Many of Friday's front pages report on the build-up to the British and American strikes against the Iran-backed Houthis in Yemen, while the reaction is covered on the papers' websites.
"West strikes back", declares the Sun Online, which also carries an unverified image showing an explosion and fireball in the Yemeni city of Hodeidah. There's a similar message on the MailOnline, whose headline reads: "It's payback time". The website says coalition forces "rained bombs" on the rebels using warships, fighter jets and submarines.
The decision to launch air strikes came after what the print edition of the Daily Telegraph calls "a day of frenetic behind-the-scenes activity in Whitehall", including an emergency Cobra meeting and a gathering of the National Security Council.
According to the Times, discussions have gone on for days as to which targets to hit to avoid the conflict escalating into a full blown war. One Whitehall source is quoted as saying the US-led response was likely to be "limited but significant".
"Nobody can say that the Houthi rebels were not warned", is the message from the editorial in the Daily Express. The paper describes the group as a "force of terror in the Red Sea". The i's leader warns that the military intervention is "fraught with risk" because the strikes could pull in hostile powers such as Iran.

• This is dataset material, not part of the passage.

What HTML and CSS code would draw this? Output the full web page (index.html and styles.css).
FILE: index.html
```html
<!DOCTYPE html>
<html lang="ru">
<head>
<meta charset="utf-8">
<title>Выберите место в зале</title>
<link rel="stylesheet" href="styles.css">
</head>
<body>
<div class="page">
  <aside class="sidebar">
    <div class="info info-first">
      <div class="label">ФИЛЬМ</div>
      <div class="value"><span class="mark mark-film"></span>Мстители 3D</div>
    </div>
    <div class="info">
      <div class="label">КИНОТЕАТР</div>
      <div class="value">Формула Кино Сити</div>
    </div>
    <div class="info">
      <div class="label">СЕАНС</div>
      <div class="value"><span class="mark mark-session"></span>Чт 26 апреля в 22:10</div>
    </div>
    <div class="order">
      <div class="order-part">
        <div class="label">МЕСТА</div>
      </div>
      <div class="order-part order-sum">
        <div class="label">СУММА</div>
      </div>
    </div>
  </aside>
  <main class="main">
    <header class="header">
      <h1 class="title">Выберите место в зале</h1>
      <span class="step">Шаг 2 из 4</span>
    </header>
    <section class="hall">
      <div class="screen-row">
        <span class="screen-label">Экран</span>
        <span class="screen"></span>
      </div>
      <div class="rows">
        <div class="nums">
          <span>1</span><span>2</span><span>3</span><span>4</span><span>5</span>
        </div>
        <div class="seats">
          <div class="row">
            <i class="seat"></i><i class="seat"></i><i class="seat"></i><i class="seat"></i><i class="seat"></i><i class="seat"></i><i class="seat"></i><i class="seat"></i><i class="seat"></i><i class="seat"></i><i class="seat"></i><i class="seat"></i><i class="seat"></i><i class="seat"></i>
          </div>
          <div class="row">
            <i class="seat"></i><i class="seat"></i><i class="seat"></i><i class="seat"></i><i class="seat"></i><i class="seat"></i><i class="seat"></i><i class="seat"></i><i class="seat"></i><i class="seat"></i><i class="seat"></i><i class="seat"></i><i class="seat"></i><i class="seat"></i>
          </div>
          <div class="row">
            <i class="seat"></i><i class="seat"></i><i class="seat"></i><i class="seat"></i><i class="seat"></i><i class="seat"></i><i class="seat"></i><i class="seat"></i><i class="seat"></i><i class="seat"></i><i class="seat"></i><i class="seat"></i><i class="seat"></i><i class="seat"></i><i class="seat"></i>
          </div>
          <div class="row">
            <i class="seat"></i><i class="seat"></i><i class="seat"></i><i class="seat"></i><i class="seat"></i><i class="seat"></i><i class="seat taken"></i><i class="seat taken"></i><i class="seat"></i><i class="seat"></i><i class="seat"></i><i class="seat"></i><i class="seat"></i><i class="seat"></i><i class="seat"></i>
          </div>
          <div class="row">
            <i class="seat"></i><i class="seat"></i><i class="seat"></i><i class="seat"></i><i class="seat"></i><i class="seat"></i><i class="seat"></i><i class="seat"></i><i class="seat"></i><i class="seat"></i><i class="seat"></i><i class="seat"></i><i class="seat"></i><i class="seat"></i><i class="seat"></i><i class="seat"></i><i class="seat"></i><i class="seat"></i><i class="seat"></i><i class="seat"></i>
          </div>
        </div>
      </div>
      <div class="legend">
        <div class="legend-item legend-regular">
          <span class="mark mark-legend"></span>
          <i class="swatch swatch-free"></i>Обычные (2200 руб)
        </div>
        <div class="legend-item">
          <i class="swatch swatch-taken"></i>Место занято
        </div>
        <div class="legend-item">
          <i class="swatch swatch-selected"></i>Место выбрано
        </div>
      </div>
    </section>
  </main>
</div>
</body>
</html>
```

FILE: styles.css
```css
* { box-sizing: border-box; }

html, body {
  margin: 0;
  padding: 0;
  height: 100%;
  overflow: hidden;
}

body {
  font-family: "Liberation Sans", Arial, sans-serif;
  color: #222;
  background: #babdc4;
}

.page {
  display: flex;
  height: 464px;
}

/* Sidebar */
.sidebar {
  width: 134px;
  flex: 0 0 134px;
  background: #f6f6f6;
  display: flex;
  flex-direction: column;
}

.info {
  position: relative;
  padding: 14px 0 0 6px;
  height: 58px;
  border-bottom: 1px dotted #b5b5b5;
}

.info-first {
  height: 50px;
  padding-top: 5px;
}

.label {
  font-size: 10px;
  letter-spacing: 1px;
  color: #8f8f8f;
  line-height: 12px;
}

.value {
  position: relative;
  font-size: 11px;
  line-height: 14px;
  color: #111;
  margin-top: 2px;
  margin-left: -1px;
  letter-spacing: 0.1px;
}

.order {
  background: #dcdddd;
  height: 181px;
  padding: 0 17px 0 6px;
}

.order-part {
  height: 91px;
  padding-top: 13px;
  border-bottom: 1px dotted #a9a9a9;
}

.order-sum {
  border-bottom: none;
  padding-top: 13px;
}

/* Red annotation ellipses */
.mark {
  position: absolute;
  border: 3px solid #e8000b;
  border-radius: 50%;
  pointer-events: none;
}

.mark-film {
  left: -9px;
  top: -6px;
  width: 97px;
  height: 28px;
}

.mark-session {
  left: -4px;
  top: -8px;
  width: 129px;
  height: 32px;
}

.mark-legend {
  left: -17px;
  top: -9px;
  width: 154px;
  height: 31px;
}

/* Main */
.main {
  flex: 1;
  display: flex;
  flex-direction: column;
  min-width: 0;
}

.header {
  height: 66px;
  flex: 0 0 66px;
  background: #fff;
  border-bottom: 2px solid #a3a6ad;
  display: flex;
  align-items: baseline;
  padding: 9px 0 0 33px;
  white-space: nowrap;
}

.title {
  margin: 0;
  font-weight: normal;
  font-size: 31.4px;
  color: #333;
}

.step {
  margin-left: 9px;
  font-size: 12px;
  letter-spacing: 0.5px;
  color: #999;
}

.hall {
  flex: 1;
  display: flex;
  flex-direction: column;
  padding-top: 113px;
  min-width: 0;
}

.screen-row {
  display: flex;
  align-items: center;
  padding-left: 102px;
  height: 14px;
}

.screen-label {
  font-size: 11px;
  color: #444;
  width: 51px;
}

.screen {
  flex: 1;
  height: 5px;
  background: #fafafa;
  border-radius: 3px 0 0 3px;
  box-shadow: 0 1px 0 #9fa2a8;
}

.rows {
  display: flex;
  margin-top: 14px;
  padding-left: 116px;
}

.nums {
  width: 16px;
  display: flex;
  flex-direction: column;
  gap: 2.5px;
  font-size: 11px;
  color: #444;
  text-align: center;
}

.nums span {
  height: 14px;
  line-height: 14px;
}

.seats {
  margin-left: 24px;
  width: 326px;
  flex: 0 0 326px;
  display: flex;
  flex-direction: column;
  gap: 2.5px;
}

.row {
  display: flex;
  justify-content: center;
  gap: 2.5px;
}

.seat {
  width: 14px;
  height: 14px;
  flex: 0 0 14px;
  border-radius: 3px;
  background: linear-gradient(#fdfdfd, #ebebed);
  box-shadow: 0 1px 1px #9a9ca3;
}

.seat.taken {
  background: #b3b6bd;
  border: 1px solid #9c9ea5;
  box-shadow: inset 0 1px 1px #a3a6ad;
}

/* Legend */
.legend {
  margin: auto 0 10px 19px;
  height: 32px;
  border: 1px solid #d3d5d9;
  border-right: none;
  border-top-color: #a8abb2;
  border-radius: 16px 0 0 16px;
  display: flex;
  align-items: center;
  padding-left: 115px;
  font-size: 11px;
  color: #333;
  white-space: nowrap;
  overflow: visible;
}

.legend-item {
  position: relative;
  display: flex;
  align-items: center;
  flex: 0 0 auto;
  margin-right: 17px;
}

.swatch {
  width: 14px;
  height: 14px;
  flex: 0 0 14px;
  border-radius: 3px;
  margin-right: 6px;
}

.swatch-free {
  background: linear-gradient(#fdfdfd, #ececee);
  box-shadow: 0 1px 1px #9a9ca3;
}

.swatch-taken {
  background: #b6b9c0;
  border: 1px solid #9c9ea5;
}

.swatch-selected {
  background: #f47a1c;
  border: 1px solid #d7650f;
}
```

The Daily Mirror's editorial says there is a "sea of troubles" in the region. It appeals for a "robust defence" of international shipping accompanied by "equally robust diplomatic efforts to calm tensions".

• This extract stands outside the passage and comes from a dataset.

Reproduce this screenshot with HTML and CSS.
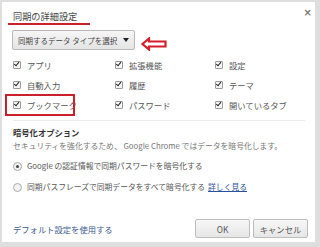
FILE: index.html
```html
<!DOCTYPE html>
<html lang="ja">
<head>
	<meta charset="UTF-8">
	<title>同期の詳細設定</title>
	<link rel="stylesheet" href="styles.css">
</head>
<body>
	<div class="dialog">
		<div class="head">
			<span class="title">同期の詳細設定</span>
			<span class="close">×</span>
		</div>

		<div class="pick">
			<div class="select">同期するデータ タイプを選択 <span class="caret"></span></div>
			<!-- 注釈の矢印 -->
			<svg class="arrow" width="26" height="14" viewBox="0 0 26 14">
				<path d="M1.5 7 L8 1.5 L8 4.5 L24.5 4.5 L24.5 9.5 L8 9.5 L8 12.5 Z" fill="none" stroke="#d21f2b" stroke-width="2.2" stroke-linejoin="miter"/>
			</svg>
		</div>

		<ul class="types">
			<li><i class="box"></i>アプリ</li>
			<li><i class="box"></i>拡張機能</li>
			<li><i class="box"></i>設定</li>
			<li><i class="box"></i>自動入力</li>
			<li><i class="box"></i>履歴</li>
			<li><i class="box"></i>テーマ</li>
			<li class="mark"><i class="box"></i>ブックマーク</li>
			<li><i class="box"></i>パスワード</li>
			<li><i class="box"></i>開いているタブ</li>
		</ul>

		<div class="crypt">
			<p class="sub">暗号化オプション</p>
			<p class="note">セキュリティを強化するため、 Google Chrome ではデータを暗号化します。</p>
			<p class="radio"><i class="dot on"></i>Google の認証情報で同期パスワードを暗号化する</p>
			<p class="radio"><i class="dot"></i>同期パスフレーズで同期データをすべて暗号化する <a href="#">詳しく見る</a></p>
		</div>

		<div class="foot">
			<a class="reset" href="#">デフォルト設定を使用する</a>
			<div class="btns">
				<span class="btn ok">OK</span>
				<span class="btn">キャンセル</span>
			</div>
		</div>
	</div>
</body>
</html>
```

FILE: styles.css
```css
html,
body,
ul,
li,
p {
	margin: 0;
	padding: 0;
}
li {
	list-style: none;
}
body {
	width: 320px;
	height: 247px;
	overflow: hidden;
	background: #dedede;
	font-family: "Noto Sans CJK JP", "Liberation Sans", sans-serif;
	font-size: 8.3px;
	color: #555;
}
.dialog {
	position: relative;
	box-sizing: border-box;
	width: 313px;
	height: 240px;
	margin: 2px 0 0 2px;
	padding: 0 0 0 11px;
	background: #fff;
	display: flex;
	flex-direction: column;
}
.head {
	display: flex;
	justify-content: space-between;
	align-items: flex-start;
	height: 27px;
}
.title {
	margin: 8px 0 0 -5px;
	padding: 0 13px 0 5px;
	line-height: 12px;
	height: 13px;
	font-size: 9.2px;
	color: #444;
	border-bottom: 2px solid #cc1f2c;
}
.close {
	margin: 5px 3px 0 0;
	font-family: "DejaVu Sans", sans-serif;
	font-size: 10px;
	font-weight: bold;
	color: #777;
}
.pick {
	display: flex;
	align-items: center;
	height: 20px;
	margin-top: 1px;
}
.select {
	box-sizing: border-box;
	width: 123px;
	height: 20px;
	margin-left: -1px;
	padding: 0 0 0 5px;
	display: flex;
	align-items: center;
	border: 1px solid #b9b9b9;
	border-radius: 2px;
	background: linear-gradient(#f6f6f6, #e4e4e4);
	color: #444;
	font-size: 7.5px;
	white-space: nowrap;
}
.caret {
	margin-left: 6px;
	border-left: 3px solid transparent;
	border-right: 3px solid transparent;
	border-top: 4px solid #222;
}
.arrow {
	margin: 7px 0 0 6px;
}
.types {
	display: grid;
	grid-template-columns: 102px 100px 100px;
	grid-auto-rows: 20px;
	margin-top: 5px;
	width: 300px;
}
.types li {
	position: relative;
	display: flex;
	align-items: center;
	color: #555;
}
.box {
	box-sizing: border-box;
	width: 8px;
	height: 8px;
	margin-right: 6px;
	border: 1px solid #9a9a9a;
	border-radius: 1px;
	background: #f4f4f4;
	position: relative;
}
.box::after {
	content: "";
	position: absolute;
	left: 1.2px;
	top: -0.8px;
	width: 2.2px;
	height: 4.2px;
	border-right: 1.6px solid #222;
	border-bottom: 1.6px solid #222;
	transform: rotate(40deg);
}
.mark::before {
	content: "";
	position: absolute;
	left: -8px;
	top: -1px;
	width: 66px;
	height: 18px;
	border: 2px solid #cc1f2c;
}
.crypt {
	margin: 5px 10px 0 0;
	padding-top: 5px;
	border-top: 1px solid #ececec;
}
.sub {
	font-weight: bold;
	color: #333;
	line-height: 12px;
}
.note {
	margin-top: 2px;
	color: #777;
	line-height: 12px;
	font-size: 7.8px;
	white-space: nowrap;
}
.radio {
	display: flex;
	align-items: center;
	margin-top: 8px;
	line-height: 12px;
	height: 12px;
	font-size: 7.8px;
	color: #555;
	white-space: nowrap;
}
.radio + .radio {
	margin-top: 9px;
}
.dot {
	box-sizing: border-box;
	width: 9px;
	height: 9px;
	margin-right: 5px;
	border: 1px solid #aaa;
	border-radius: 50%;
	background: #f2f2f2;
	position: relative;
}
.dot.on::after {
	content: "";
	position: absolute;
	left: 2px;
	top: 2px;
	width: 3px;
	height: 3px;
	border-radius: 50%;
	background: #444;
}
.radio a {
	margin-left: 3px;
	color: #2850a0;
}
.foot {
	display: flex;
	justify-content: space-between;
	align-items: center;
	margin-top: auto;
	margin-bottom: 4px;
	padding-right: 7px;
}
.reset {
	color: #3a5c92;
	text-decoration: none;
}
.btns {
	display: flex;
	gap: 3px;
}
.btn {
	box-sizing: border-box;
	width: 55px;
	height: 19px;
	display: flex;
	align-items: center;
	justify-content: center;
	border: 1px solid #bdbdbd;
	border-radius: 2px;
	background: linear-gradient(#f7f7f7, #e6e6e6);
	color: #555;
	font-size: 8.3px;
}
```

Coverage of the Horizon IT scandal looks at the evidence given to the public inquiry on Thursday by a Post Office investigator, Stephen Bradshaw, whose work helped to convict nine sub-postmasters. The Daily Mail says Mr Bradshaw had to deny that he behaved like a Mafia gangster while carrying out his investigations. The Telegraph's Madeline Grant says he "mumbled and spluttered" through case study after case study of human misery.
The Guardian's John Crace says there's a sense of "poetic justice" that there's increased publicity of Stephen Bradshaw's evidence session, because he had "never lost a moment's sleep" over the effect of his flawed investigations.
The i reports that Royal Mail lost a record number of parcels and letters in the past year, with complaints by almost 900,000 customers. Figures show the amount paid out in compensation payments increased to £26.2m. One postal worker from County Durham says people are being sent out to do deliveries without training, but Royal Mail says the vast majority of parcels and letters were delivered successfully.
Pictures of the former England football manager, Sven-Goran Eriksson, make the front page of the Times and the Daily Star after he revealed he has terminal cancer. His comment that he has "a year to live at best" forms the Star's headline.
The Sun reports that he hid the diagnosis from the world after learning about it last February. The Daily Express says he has been "overwhelmed" with messages of support, with former England striker Wayne Rooney describing him as a "brilliant coach and a special person".